The power distribution of a mode between the core and the cladding of a fiber is itself a function of the wavelength. More accurately, the longer the wavelength, the more power in the cladding. Thus, even in the absence of material dispersion, the refractive indices of the core and the cladding are independent of wavelength. If the wavelength changes, the power distribution changes.

Chromatic Dispersion (CD)

Chromatic Dispersion (CD) is the term given to the phenomenon by which different spectral components of a light pulse travel at different speeds. CD arises for two reasons. The first reason is that the refractive index of silica is frequency dependent. Thus different frequency components travel at different speeds in silica. This component of CD is called material Dispersion. The second reason is that although material dispersion is the principle component of chromatic dispersion for most fibers, there is a second component called Waveguide Dispersion.

Polarization Mode Dispersion (PMD)

Polarization mode dispersion (PMD is a minor type of dispersion that only becomes significant in a system that has already minimized other forms of dispersion and that is operating at gigabit data rates. Polarization mode dispersion arises from the fact that even a single mode can have two polarization states. These polarizations travel at slightly different speeds, thus spreading the signal. For a 100-km transmission distance, PMD limits the signal frequency to 40 GHz. The magnitude of PMD in a fiber is expressed as this difference, which is known as the differential group delay (DGD) and called Δτ (“delta Tau”).

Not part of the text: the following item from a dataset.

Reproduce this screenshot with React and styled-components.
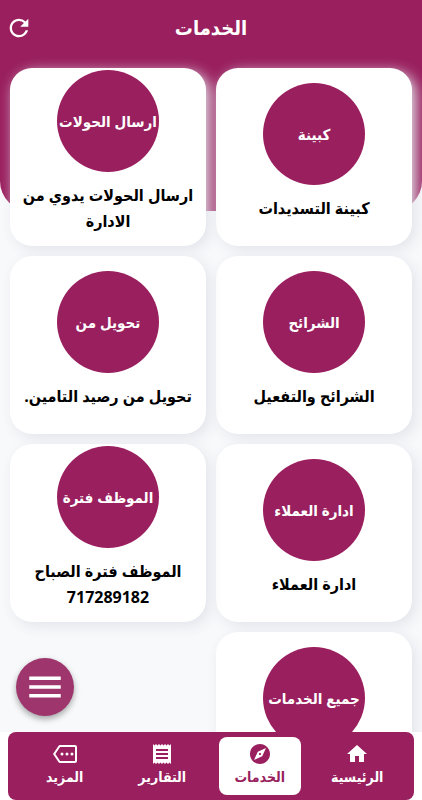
import React, { useState } from "react";
import styled, { createGlobalStyle, css } from "styled-components";
import {
  MdExplore,
  MdHome,
  MdMenu,
  MdOutlineMore,
  MdReceipt,
  MdRefresh,
} from "react-icons/md";

const services = [
  { id: 1, badge: "كبينة", title: "كبينة التسديدات" },
  { id: 2, badge: "ارسال الحولات", title: "ارسال الحولات يدوي من الادارة" },
  { id: 3, badge: "الشرائح", title: "الشرائح والتفعيل" },
  { id: 4, badge: "تحويل من", title: "تحويل من رصيد التامين." },
  { id: 5, badge: "ادارة العملاء", title: "ادارة العملاء" },
  { id: 6, badge: "الموظف فترة", title: "الموظف فترة الصباح 717289182" },
  { id: 7, badge: "جميع الخدمات" },
];

const tabs = [
  { id: "home", label: "الرئيسية", icon: MdHome },
  { id: "services", label: "الخدمات", icon: MdExplore },
  { id: "reports", label: "التقارير", icon: MdReceipt },
  { id: "more", label: "المزيد", icon: MdOutlineMore },
];

const GlobalStyle = createGlobalStyle`
  :root {
    --primary: #991f5e;
    --surface: #f8f9fb;
  }

  * {
    box-sizing: border-box;
  }

  body {
    margin: 0;
    background: #fff;
    font-family: "Open Sans", "DejaVu Sans Condensed", "DejaVu Sans", sans-serif;
  }

  button {
    border: 0;
    padding: 0;
    background: none;
    font: inherit;
    color: inherit;
    cursor: pointer;
  }
`;

const Screen = styled.div`
  position: relative;
  display: flex;
  flex-direction: column;
  height: 100vh;
  overflow: hidden;
`;

const Body = styled.div`
  flex: 1;
  min-height: 0;
  display: flex;
  flex-direction: column;
  background: var(--surface);
`;

/* the coloured header continues behind the first row of cards */
const Header = styled.header`
  flex: none;
  height: 211px;
  margin-bottom: -155px;
  border-radius: 0 0 30px 30px;
  background: var(--primary);
  color: #fff;
`;

const Toolbar = styled.div`
  display: grid;
  grid-template-columns: 38px 1fr 38px;
  align-items: center;
  height: 56px;

  button {
    grid-column: 3;
    display: flex;
    justify-content: center;
  }
`;

const Title = styled.h1`
  grid-column: 2;
  margin: 0;
  text-align: center;
  font-size: 20px;
  line-height: 28px;
  font-weight: 700;
`;

const Scroller = styled.main`
  position: relative;
  flex: 1;
  min-height: 0;
  overflow-y: auto;
  scrollbar-width: none;
`;

const Grid = styled.div`
  display: grid;
  grid-template-columns: 1fr 1fr;
  grid-auto-rows: 178px;
  gap: 10px;
  padding: 12px 10px;
`;

const Card = styled.button`
  display: flex;
  flex-direction: column;
  align-items: center;
  justify-content: center;
  border-radius: 22px;
  background: #fff;
  box-shadow: 4px 4px 14px #e2e4ea;
`;

const Circle = styled.span`
  flex: none;
  display: flex;
  align-items: center;
  justify-content: center;
  width: 102px;
  height: 102px;
  border-radius: 50%;
  background: var(--primary);
  color: #fff;
  font-size: 15px;
  font-weight: 700;
  white-space: nowrap;
`;

const CardTitle = styled.span`
  min-height: 46px;
  padding: 10px 8px;
  color: #000;
  font-size: 16px;
  line-height: 26px;
  font-weight: 700;
  text-align: center;
`;

const MenuButton = styled.button`
  position: absolute;
  left: 16px;
  bottom: 84px;
  display: flex;
  align-items: center;
  justify-content: center;
  width: 58px;
  height: 58px;
  border-radius: 50%;
  && {
    background: #9e356c;
    color: #fff;
  }
  box-shadow: 0 3px 6px rgba(0, 0, 0, 0.35);
`;

const Nav = styled.nav`
  display: flex;
  margin: 0 8px;
  padding: 5px 8px;
  border-radius: 8px;
  background: var(--primary);
`;

const Tab = styled.button`
  flex: 1;
  display: flex;
  flex-direction: column;
  align-items: center;
  height: 58px;
  margin: 0 8px;
  padding-top: 5px;
  border-radius: 8px;
  color: #fff;
  font-size: 14px;
  line-height: 22px;
  font-weight: 700;
  white-space: nowrap;

  ${({ $active }) =>
    $active &&
    css`
      background: #fff;
      color: var(--primary);
    `}
`;

const ServiceCard = ({ badge, title }) => (
  <Card type="button">
    <Circle>{badge}</Circle>
    <CardTitle>{title}</CardTitle>
  </Card>
);

export default function App() {
  const [active, setActive] = useState("services");

  return (
    <Screen dir="rtl" lang="ar">
      <GlobalStyle />
      <Body>
        <Header>
          <Toolbar>
            <Title>الخدمات</Title>
            <button type="button" aria-label="تحديث">
              <MdRefresh size={28} />
            </button>
          </Toolbar>
        </Header>
        <Scroller>
          <Grid>
            {services.map((item) => (
              <ServiceCard key={item.id} {...item} />
            ))}
          </Grid>
        </Scroller>
      </Body>
      <MenuButton type="button" aria-label="القائمة">
        <MdMenu size={42} />
      </MenuButton>
      <Nav>
        {tabs.map(({ id, label, icon: Icon }) => (
          <Tab
            key={id}
            type="button"
            $active={id === active}
            onClick={() => setActive(id)}
          >
            <Icon size={24} />
            {label}
          </Tab>
        ))}
      </Nav>
    </Screen>
  );
}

Each type of dispersion mechanism leads to pulse spreading. As a pulse spreads, energy is overlapped. This condition is shown in figure 2-26. The spreading of the optical pulse as it travels along the fiber limits the information capacity of the fiber.

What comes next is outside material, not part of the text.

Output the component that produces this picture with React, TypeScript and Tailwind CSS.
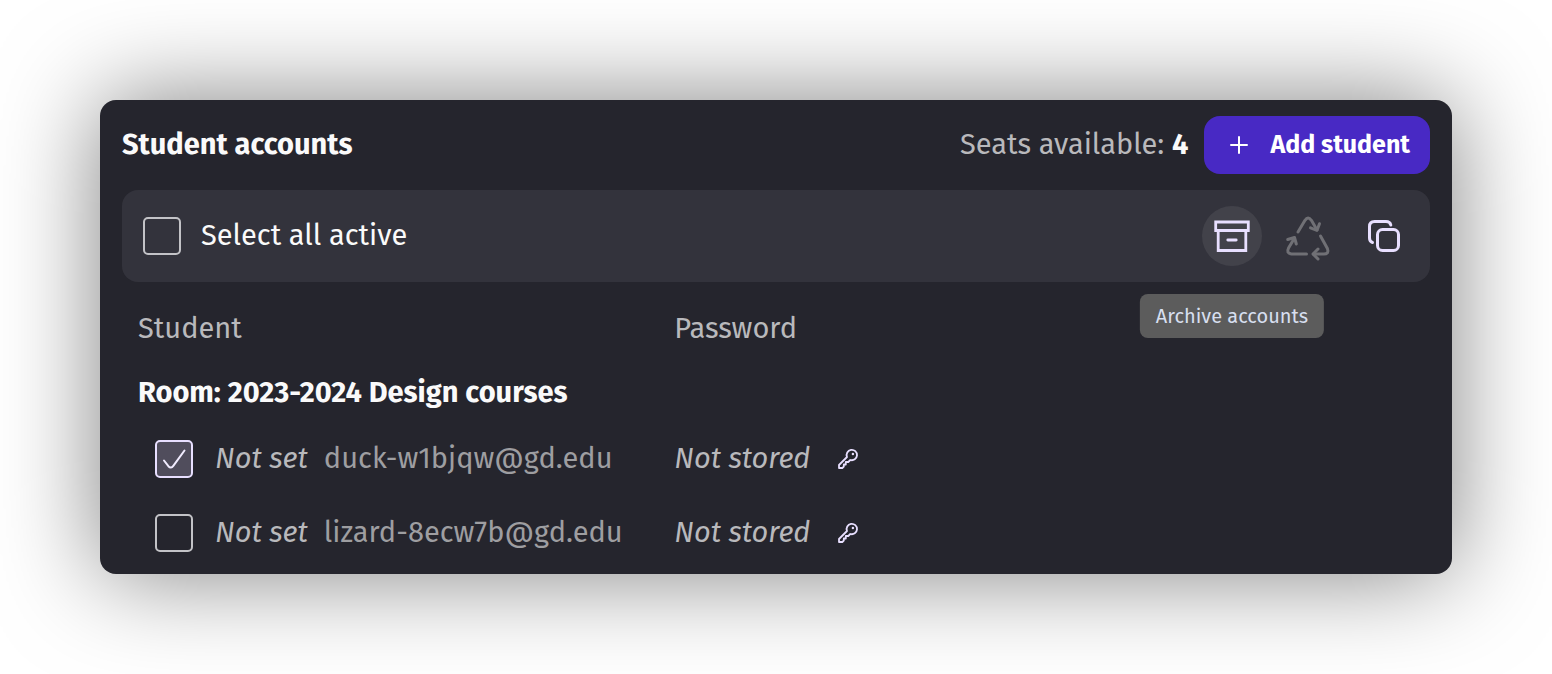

Figure 2-26. – Pulse overlap

In multimode fibers, waveguide dispersion and material dispersion are basically separate properties. Multimode waveguide dispersion is generally small compared to material dispersion. Waveguide dispersion is usually neglected. However, in single mode fibers, material and waveguide dispersion are interrelated. The total dispersion present in single mode fibers may be minimized by trading material and waveguide properties depending on the wavelength of operation.

Modal dispersion is the dominant source of dispersion in multimode fibers. Modal dispersion does not exist in single mode fibers. Single mode fibers propagate only the fundamental mode. Therefore, single mode fibers exhibit the lowest amount of total dispersion. Single mode fibers also exhibit the highest possible bandwidth.